DATA SECTION
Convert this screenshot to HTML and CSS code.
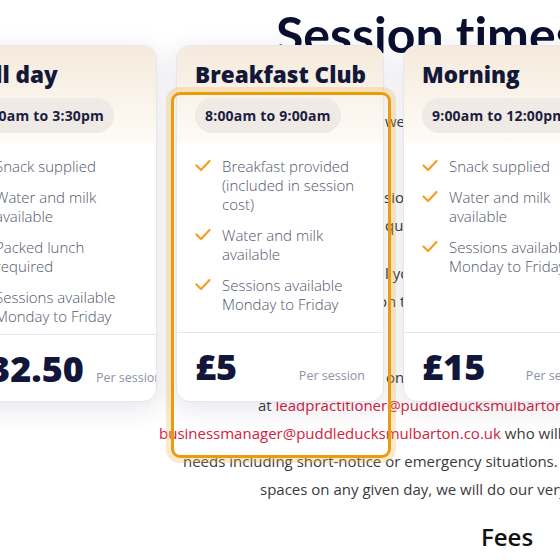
FILE: index.html
```html
<!DOCTYPE html>
<html lang="en">
<head>
<meta charset="utf-8">
<title>Session times</title>
<link rel="stylesheet" href="styles.css">
</head>
<body>
<main class="page">
  <h2 class="title">Session times</h2>
  <div class="copy">
    <p class="ln mt-first x385">we offer term-time sessions</p>
    <p class="ln mt48 x384">sions run each weekday</p>
    <p class="ln x385">quired for all children</p>
    <p class="ln mt20 x385">l you need them</p>
    <p class="ln x378">on the day</p>
    <p class="ln mt48 x386">on</p>
    <p class="ln x258">at <a href="#">leadpractitioner@puddleducksmulbarton.co.uk</a> or</p>
    <p class="ln x159"><a href="#">businessmanager@puddleducksmulbarton.co.uk</a> who will</p>
    <p class="ln x183">needs including short-notice or emergency situations. If</p>
    <p class="ln x260">spaces on any given day, we will do our very best</p>
  </div>
  <h3 class="fees">Fees</h3>
</main>

<section class="track">
  <article class="card">
    <header class="card-head">
      <h4 class="card-title">Full day</h4>
      <span class="pill">8:00am to 3:30pm</span>
    </header>
    <ul class="list">
      <li class="item"><svg class="tick" viewBox="0 0 16 16"><polyline points="1.5,7.5 6,12 14.5,3"/></svg><span>Snack supplied</span></li>
      <li class="item"><svg class="tick" viewBox="0 0 16 16"><polyline points="1.5,7.5 6,12 14.5,3"/></svg><span>Water and milk available</span></li>
      <li class="item"><svg class="tick" viewBox="0 0 16 16"><polyline points="1.5,7.5 6,12 14.5,3"/></svg><span>Packed lunch required</span></li>
      <li class="item"><svg class="tick" viewBox="0 0 16 16"><polyline points="1.5,7.5 6,12 14.5,3"/></svg><span>Sessions available Monday to Friday</span></li>
    </ul>
    <footer class="card-foot">
      <span class="price">£32.50</span>
      <span class="per">Per session</span>
    </footer>
  </article>

  <article class="card">
    <header class="card-head">
      <h4 class="card-title">Breakfast Club</h4>
      <span class="pill">8:00am to 9:00am</span>
    </header>
    <ul class="list">
      <li class="item"><svg class="tick" viewBox="0 0 16 16"><polyline points="1.5,7.5 6,12 14.5,3"/></svg><span>Breakfast provided (included in session cost)</span></li>
      <li class="item"><svg class="tick" viewBox="0 0 16 16"><polyline points="1.5,7.5 6,12 14.5,3"/></svg><span>Water and milk available</span></li>
      <li class="item"><svg class="tick" viewBox="0 0 16 16"><polyline points="1.5,7.5 6,12 14.5,3"/></svg><span>Sessions available Monday to Friday</span></li>
    </ul>
    <footer class="card-foot">
      <span class="price">£5</span>
      <span class="per">Per session</span>
    </footer>
  </article>

  <article class="card">
    <header class="card-head">
      <h4 class="card-title">Morning</h4>
      <span class="pill">9:00am to 12:00pm</span>
    </header>
    <ul class="list">
      <li class="item"><svg class="tick" viewBox="0 0 16 16"><polyline points="1.5,7.5 6,12 14.5,3"/></svg><span>Snack supplied</span></li>
      <li class="item"><svg class="tick" viewBox="0 0 16 16"><polyline points="1.5,7.5 6,12 14.5,3"/></svg><span>Water and milk available</span></li>
      <li class="item"><svg class="tick" viewBox="0 0 16 16"><polyline points="1.5,7.5 6,12 14.5,3"/></svg><span>Sessions available Monday to Friday</span></li>
    </ul>
    <footer class="card-foot">
      <span class="price">£15</span>
      <span class="per">Per session</span>
    </footer>
  </article>
</section>

<div class="focus-ring"></div>
</body>
</html>
```

FILE: styles.css
```css
html, body {
  margin: 0;
  padding: 0;
  width: 560px;
  height: 560px;
  overflow: hidden;
}

body {
  position: relative;
  background: #ffffff;
  font-family: "Open Sans", "Liberation Sans", sans-serif;
  color: #3a3a3a;
}

.page {
  display: flex;
  flex-direction: column;
}

.title {
  margin: 8px 0 0;
  padding-left: 276px;
  font-family: "Lato", "Open Sans", sans-serif;
  font-size: 50px;
  font-weight: 700;
  line-height: 52px;
  color: #0b1030;
  white-space: nowrap;
  font-variant-ligatures: none;
}

.copy {
  display: flex;
  flex-direction: column;
}

.ln {
  margin: 0;
  height: 28px;
  line-height: 28px;
  font-size: 15px;
  white-space: nowrap;
  color: #3a3a3a;
}

.ln a {
  color: #d4213d;
  text-decoration: none;
}

.mt-first { margin-top: 47px; }
.mt48 { margin-top: 48px; }
.mt20 { margin-top: 20px; }

.x385 { padding-left: 385px; }
.x384 { padding-left: 384px; }
.x386 { padding-left: 386px; }
.x378 { padding-left: 378px; }
.x258 { padding-left: 258px; }
.x159 { padding-left: 159px; }
.x183 { padding-left: 183px; }
.x260 { padding-left: 260px; }

.fees {
  margin: 19px 0 0;
  padding-left: 481px;
  font-size: 24px;
  font-weight: 600;
  line-height: 30px;
  color: #111111;
}

/* cards overlay */
.track {
  position: absolute;
  top: 45px;
  left: -51px;
  display: flex;
  gap: 19px;
}

.card {
  flex: none;
  width: 208px;
  height: 357px;
  box-sizing: border-box;
  display: flex;
  flex-direction: column;
  background: #ffffff;
  border: 1px solid #e6e6ed;
  border-radius: 14px;
  box-shadow: 0 6px 24px 2px rgba(30, 32, 80, 0.1);
  overflow: hidden;
}

.card-head {
  padding: 15px 18px 10px;
  background: linear-gradient(180deg, #f5eadc 0%, #fefbf6 100%);
  display: flex;
  flex-direction: column;
  align-items: flex-start;
}

.card-title {
  margin: 0 0 9px;
  font-size: 22.5px;
  font-weight: 800;
  line-height: 28px;
  color: #141838;
  white-space: nowrap;
}

.pill {
  display: inline-flex;
  align-items: center;
  height: 35px;
  padding: 0 10px;
  border-radius: 18px;
  background: #efeae5;
  font-size: 14px;
  font-weight: 700;
  letter-spacing: 0.2px;
  color: #1c2040;
  white-space: nowrap;
}

.list {
  flex: 1;
  margin: 0;
  padding: 14px 18px 8px;
  list-style: none;
  display: flex;
  flex-direction: column;
  gap: 12px;
}

.item {
  display: flex;
  gap: 11px;
  font-size: 15px;
  font-weight: 300;
  line-height: 19px;
  color: #52566b;
}

.tick {
  flex: none;
  width: 16px;
  height: 16px;
  margin-top: 1px;
  fill: none;
  stroke: #f5a020;
  stroke-width: 2.2;
  stroke-linecap: round;
  stroke-linejoin: round;
}

.card-foot {
  border-top: 1px solid #e7e7ee;
  padding: 16px 18px 16px;
  display: flex;
  align-items: baseline;
  justify-content: space-between;
  gap: 12px;
}

.price {
  flex: none;
  font-size: 36px;
  font-weight: 800;
  line-height: 36px;
  color: #11163a;
}

.per {
  flex: none;
  font-size: 12.5px;
  font-weight: 400;
  color: #8d92a5;
  white-space: nowrap;
}

.focus-ring {
  position: absolute;
  left: 171px;
  top: 92px;
  width: 220px;
  height: 366px;
  box-sizing: border-box;
  border: 3.5px solid #e99d0d;
  border-radius: 9px;
  box-shadow: 0 0 0 5px rgba(236, 178, 70, 0.28);
  pointer-events: none;
}
```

DO THIS
Omit any images, then output the listing exactly.

WRITTEN REPLY
Convert this screenshot to HTML and CSS code.
FILE: index.html
```html
<!DOCTYPE html>
<html lang="en">
<head>
<meta charset="utf-8">
<title>Session times</title>
<link rel="stylesheet" href="styles.css">
</head>
<body>
<main class="page">
  <h2 class="title">Session times</h2>
  <div class="copy">
    <p class="ln mt-first x385">we offer term-time sessions</p>
    <p class="ln mt48 x384">sions run each weekday</p>
    <p class="ln x385">quired for all children</p>
    <p class="ln mt20 x385">l you need them</p>
    <p class="ln x378">on the day</p>
    <p class="ln mt48 x386">on</p>
    <p class="ln x258">at <a href="#">leadpractitioner@puddleducksmulbarton.co.uk</a> or</p>
    <p class="ln x159"><a href="#">businessmanager@puddleducksmulbarton.co.uk</a> who will</p>
    <p class="ln x183">needs including short-notice or emergency situations. If</p>
    <p class="ln x260">spaces on any given day, we will do our very best</p>
  </div>
  <h3 class="fees">Fees</h3>
</main>

<section class="track">
  <article class="card">
    <header class="card-head">
      <h4 class="card-title">Full day</h4>
      <span class="pill">8:00am to 3:30pm</span>
    </header>
    <ul class="list">
      <li class="item"><svg class="tick" viewBox="0 0 16 16"><polyline points="1.5,7.5 6,12 14.5,3"/></svg><span>Snack supplied</span></li>
      <li class="item"><svg class="tick" viewBox="0 0 16 16"><polyline points="1.5,7.5 6,12 14.5,3"/></svg><span>Water and milk available</span></li>
      <li class="item"><svg class="tick" viewBox="0 0 16 16"><polyline points="1.5,7.5 6,12 14.5,3"/></svg><span>Packed lunch required</span></li>
      <li class="item"><svg class="tick" viewBox="0 0 16 16"><polyline points="1.5,7.5 6,12 14.5,3"/></svg><span>Sessions available Monday to Friday</span></li>
    </ul>
    <footer class="card-foot">
      <span class="price">£32.50</span>
      <span class="per">Per session</span>
    </footer>
  </article>

  <article class="card">
    <header class="card-head">
      <h4 class="card-title">Breakfast Club</h4>
      <span class="pill">8:00am to 9:00am</span>
    </header>
    <ul class="list">
      <li class="item"><svg class="tick" viewBox="0 0 16 16"><polyline points="1.5,7.5 6,12 14.5,3"/></svg><span>Breakfast provided (included in session cost)</span></li>
      <li class="item"><svg class="tick" viewBox="0 0 16 16"><polyline points="1.5,7.5 6,12 14.5,3"/></svg><span>Water and milk available</span></li>
      <li class="item"><svg class="tick" viewBox="0 0 16 16"><polyline points="1.5,7.5 6,12 14.5,3"/></svg><span>Sessions available Monday to Friday</span></li>
    </ul>
    <footer class="card-foot">
      <span class="price">£5</span>
      <span class="per">Per session</span>
    </footer>
  </article>

  <article class="card">
    <header class="card-head">
      <h4 class="card-title">Morning</h4>
      <span class="pill">9:00am to 12:00pm</span>
    </header>
    <ul class="list">
      <li class="item"><svg class="tick" viewBox="0 0 16 16"><polyline points="1.5,7.5 6,12 14.5,3"/></svg><span>Snack supplied</span></li>
      <li class="item"><svg class="tick" viewBox="0 0 16 16"><polyline points="1.5,7.5 6,12 14.5,3"/></svg><span>Water and milk available</span></li>
      <li class="item"><svg class="tick" viewBox="0 0 16 16"><polyline points="1.5,7.5 6,12 14.5,3"/></svg><span>Sessions available Monday to Friday</span></li>
    </ul>
    <footer class="card-foot">
      <span class="price">£15</span>
      <span class="per">Per session</span>
    </footer>
  </article>
</section>

<div class="focus-ring"></div>
</body>
</html>
```

FILE: styles.css
```css
html, body {
  margin: 0;
  padding: 0;
  width: 560px;
  height: 560px;
  overflow: hidden;
}

body {
  position: relative;
  background: #ffffff;
  font-family: "Open Sans", "Liberation Sans", sans-serif;
  color: #3a3a3a;
}

.page {
  display: flex;
  flex-direction: column;
}

.title {
  margin: 8px 0 0;
  padding-left: 276px;
  font-family: "Lato", "Open Sans", sans-serif;
  font-size: 50px;
  font-weight: 700;
  line-height: 52px;
  color: #0b1030;
  white-space: nowrap;
  font-variant-ligatures: none;
}

.copy {
  display: flex;
  flex-direction: column;
}

.ln {
  margin: 0;
  height: 28px;
  line-height: 28px;
  font-size: 15px;
  white-space: nowrap;
  color: #3a3a3a;
}

.ln a {
  color: #d4213d;
  text-decoration: none;
}

.mt-first { margin-top: 47px; }
.mt48 { margin-top: 48px; }
.mt20 { margin-top: 20px; }

.x385 { padding-left: 385px; }
.x384 { padding-left: 384px; }
.x386 { padding-left: 386px; }
.x378 { padding-left: 378px; }
.x258 { padding-left: 258px; }
.x159 { padding-left: 159px; }
.x183 { padding-left: 183px; }
.x260 { padding-left: 260px; }

.fees {
  margin: 19px 0 0;
  padding-left: 481px;
  font-size: 24px;
  font-weight: 600;
  line-height: 30px;
  color: #111111;
}

/* cards overlay */
.track {
  position: absolute;
  top: 45px;
  left: -51px;
  display: flex;
  gap: 19px;
}

.card {
  flex: none;
  width: 208px;
  height: 357px;
  box-sizing: border-box;
  display: flex;
  flex-direction: column;
  background: #ffffff;
  border: 1px solid #e6e6ed;
  border-radius: 14px;
  box-shadow: 0 6px 24px 2px rgba(30, 32, 80, 0.1);
  overflow: hidden;
}

.card-head {
  padding: 15px 18px 10px;
  background: linear-gradient(180deg, #f5eadc 0%, #fefbf6 100%);
  display: flex;
  flex-direction: column;
  align-items: flex-start;
}

.card-title {
  margin: 0 0 9px;
  font-size: 22.5px;
  font-weight: 800;
  line-height: 28px;
  color: #141838;
  white-space: nowrap;
}

.pill {
  display: inline-flex;
  align-items: center;
  height: 35px;
  padding: 0 10px;
  border-radius: 18px;
  background: #efeae5;
  font-size: 14px;
  font-weight: 700;
  letter-spacing: 0.2px;
  color: #1c2040;
  white-space: nowrap;
}

.list {
  flex: 1;
  margin: 0;
  padding: 14px 18px 8px;
  list-style: none;
  display: flex;
  flex-direction: column;
  gap: 12px;
}

.item {
  display: flex;
  gap: 11px;
  font-size: 15px;
  font-weight: 300;
  line-height: 19px;
  color: #52566b;
}

.tick {
  flex: none;
  width: 16px;
  height: 16px;
  margin-top: 1px;
  fill: none;
  stroke: #f5a020;
  stroke-width: 2.2;
  stroke-linecap: round;
  stroke-linejoin: round;
}

.card-foot {
  border-top: 1px solid #e7e7ee;
  padding: 16px 18px 16px;
  display: flex;
  align-items: baseline;
  justify-content: space-between;
  gap: 12px;
}

.price {
  flex: none;
  font-size: 36px;
  font-weight: 800;
  line-height: 36px;
  color: #11163a;
}

.per {
  flex: none;
  font-size: 12.5px;
  font-weight: 400;
  color: #8d92a5;
  white-space: nowrap;
}

.focus-ring {
  position: absolute;
  left: 171px;
  top: 92px;
  width: 220px;
  height: 366px;
  box-sizing: border-box;
  border: 3.5px solid #e99d0d;
  border-radius: 9px;
  box-shadow: 0 0 0 5px rgba(236, 178, 70, 0.28);
  pointer-events: none;
}
```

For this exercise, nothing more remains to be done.